The surprise election result has created huge uncertainty for the UK government, not only in regard to Brexit but also as regards its ability to implement purely domestic policies.
The policies thrown into doubt include a number of tax changes. In this article, we look at some of these with particular reference to the position of property businesses.
Furthermore, the surge in support for Labour means that for the first time for many years, we have to take seriously the possibility of a left-wing government. So the tax policies laid out in the Labour Party manifesto now need to be looked at in that light – more of that later.
Where are we now?
When the election was announced, many of the provisions in the draft Finance Bill were dropped, and what was passed was a very slimline Finance Act. It was widely expected that the Conservatives would be re-elected with an increased majority and that the dropped provisions would be re-introduced after the election, probably backdated to April 2017.
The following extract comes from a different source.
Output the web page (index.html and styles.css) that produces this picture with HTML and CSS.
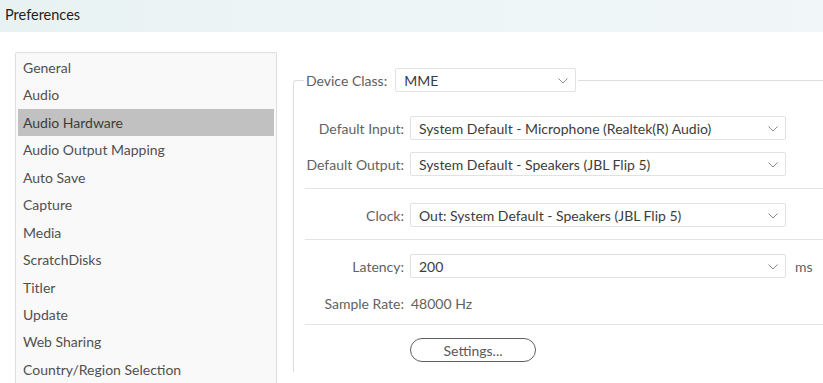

It’s now less clear what will be re-introduced, what changes (if any) will be backdated and when. The Queen’s Speech notably excluded the most controversial of the Conservative manifesto proposals and we would expect that this caution would continue to apply to tax changes.
For now, it is important to note that many of the proposed changes (some helpful, some not) that six weeks ago we took for granted would become law, are not yet legislated.
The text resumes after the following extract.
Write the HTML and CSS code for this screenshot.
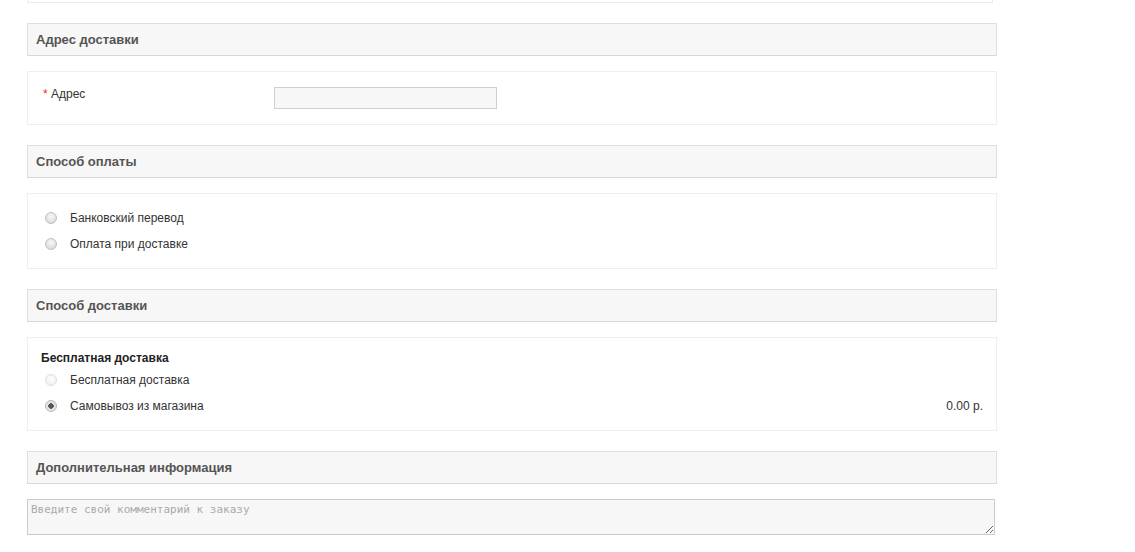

Proposed changes dropped from the Finance Act
- A proposal to bring all UK residential property within the scope of UK inheritance tax, even where it is held within an offshore company. It’s difficult to see Labour opposing this change, so unless the DUP has any strong objections (an exemption for Northern Ireland property perhaps!), it seems likely this will resurface. An important question is whether the delay is an opportunity to do some planning before the new rules start. The difficulty is that if the changes are backdated, you could be faced with an unexpected tax charge. The longer the delay before the new rules are re-introduced, the more difficult it might be to make the changes with backdated effect – although this is not certain.
- Proposed rules restricting corporation tax deductions for interest payments made by large groups. Again these seem unlikely to be vetoed by Labour. Related to these changes was a proposal to bring non-UK resident companies within the scope of corporation tax to ensure that the interest restrictions would apply to them. Again it seems likely that these proposals will now move forward.
- Proposed changes to company tax losses. At present, losses can generally only be carried forward in the company which generated the loss, which can be a problem for property groups which use separate entities for each property. It was proposed that losses could be carried forward against group total profits, but for larger groups only half of profits over £5m could be sheltered. Again it seems likely this will find its way onto the statute book at some point.
- Proposed changes to the Substantial Shareholdings Exemption (SSE). At present, for a gain on sale to be exempt from corporation tax, both the vendor group and the company being sold must be trading. The proposal was that only the company being sold need be trading. This could be helpful to property investment groups which have some trading activities. Although in itself, the proposed change seems fair in creating a level playing field between trading and non-trading groups, the SSE relief itself benefits large and multinational groups, which may make the government nervous about bringing it forward.
A look at the Labour manifesto
The manifesto argues that UK corporation tax rates are the lowest in the developed world, so large companies can be “asked for more” while still keeping the UK an attractive place to do business. The costings suggest the corporation tax rate will be increased in phases to 26% by 2021, and for companies with profits below £300,000 to 21% by 2021.
For income tax, the 45% threshold would start at £80,000 with a new 50% rate above £123,000. This, it is said (probably accurately) will directly affect only the top 5% of earners.
A point to note for buy to let (BTL) investors is that the new interest relief restrictions mean that a taxpayer’s income tax band is determined by their gross rental income (before interest deduction). So many BTL landlords may find themselves in the higher brackets, even though their net income is below the thresholds.
There is a proposed Offshore Company Property Levy. Details are hazy but the proposal seems to be a 15% levy on the sale of property by offshore trusts.
The manifesto promises to reform council tax and business rates. This includes exploring new options such as a land value tax where the levy would be based on the value of the property. It is unclear whether this would extend beyond homes and business property to properties rented out.
The manifesto promises to scrap quarterly tax reporting for businesses with turnover below £85,000. It doesn’t say if this includes landlords, but if so would take smaller landlords outside the proposals.
The manifesto promises to invest in building over one million new homes; to prioritise brownfield sites; develop new towns and make major spending on infrastructure and transport projects. It promises to keep the Land Registry in public hands, to (re)introduce rent controls and to protect homeowners from increases in ground rents.
Labour also promises to act decisively on tax havens.
None of these things will happen, of course, unless and until there is a future Labour government. And, as Mrs May is finding, a minority government has to accept constraints on the implementation of all its policies. Nonetheless, it is a brave (or foolish) person who undertakes planning without taking note of Mr Corbyn’s wish list.
For those who are inconsolable at the very thought of a Corbyn-led Labour government, the Labour manifesto also promises a review into the demise of local pubs and the extension of the business rates relief for pubs to small music venues. So if these things were to come to pass, we would at least, perhaps, be able to relax with a decent pint and listen to some good music!